The following terms are used in the report on bp’s impact on the UK economy. Every effort has been made to align reported figures with Office for National Statistics (ONS).

 

bp created/generated refers to metrics – such as gross value added, jobs, and tax – for which bp is directly responsible at its operational sites (direct impacts).

 

bp supported refers to metrics – such as gross value added, jobs and tax – that other businesses created because of bp’s expenditure. For example, because bp purchased inputs of goods and services from them (indirect impacts via operational spending or indirect impacts via capital expenditure).

 

Capital expenditure is spending on goods and services that bp uses up across multiple years, especially on buildings, machinery, and equipment.

 

Currency values, unless otherwise stated, are in GBP at 2022 prices.

 

Direct impacts are jobs and gross value added generated at bp’s operational sites in the UK.

 

Employment or jobs is the number of people employed, regardless of whether their employment is full-time or part-time, or whether they are employed directly by bp or as an individual on a fixed-term. It is measured on a headcount terms for comparability to national statistics.

 

Gross value added (GVA) is the difference between the revenue of a firm minus the cost of bought in goods and services used up to produce that revenue. It is also equal to the sum of compensation of employees and earnings before interest, taxes, depreciation, and amortisation (EBITDA). Summed up for all firms in an economy, gross value added is equal to GDP with minor adjustments for taxes and subsidies.

 

Gross domestic product (GDP) is the sum of all gross value added created across all entities, plus some adjustments for taxes and subsidies within an economy in a single year.
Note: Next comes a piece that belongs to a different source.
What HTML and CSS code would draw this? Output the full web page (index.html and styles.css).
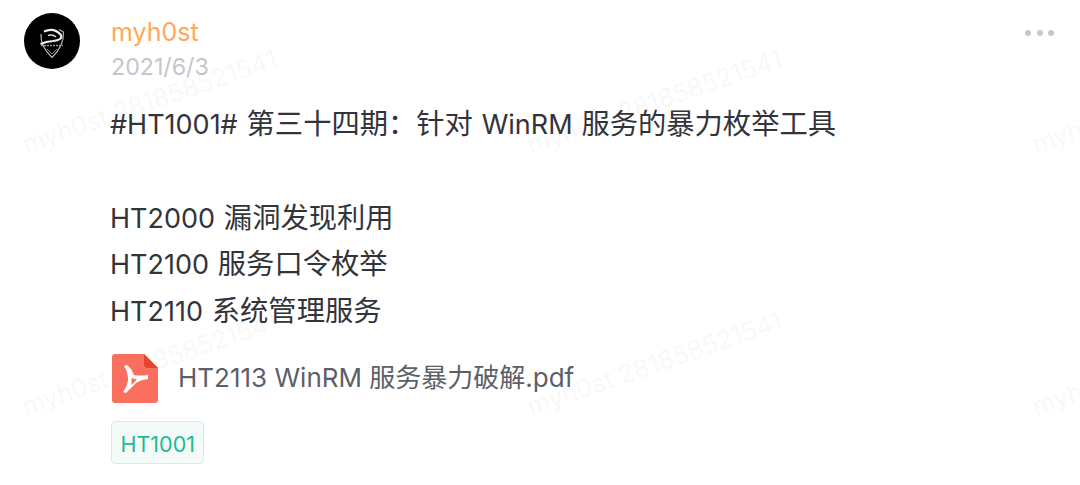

GDP is the most common number economists and commentators use to measure the size of an economy and the rate it is growing.

 

Indirect impacts via operational spending are gross value added, jobs, and tax supported due to bp’s spending with its operational suppliers.

 

Indirect impacts via capital goods spending are gross value added, jobs, and tax supported due to bp’s spending with its capital goods suppliers.

 

Operational expenditure is spending on goods and services that will be used up in a single year.

 

Taxes are monetary payments to the Exchequer or local authorities.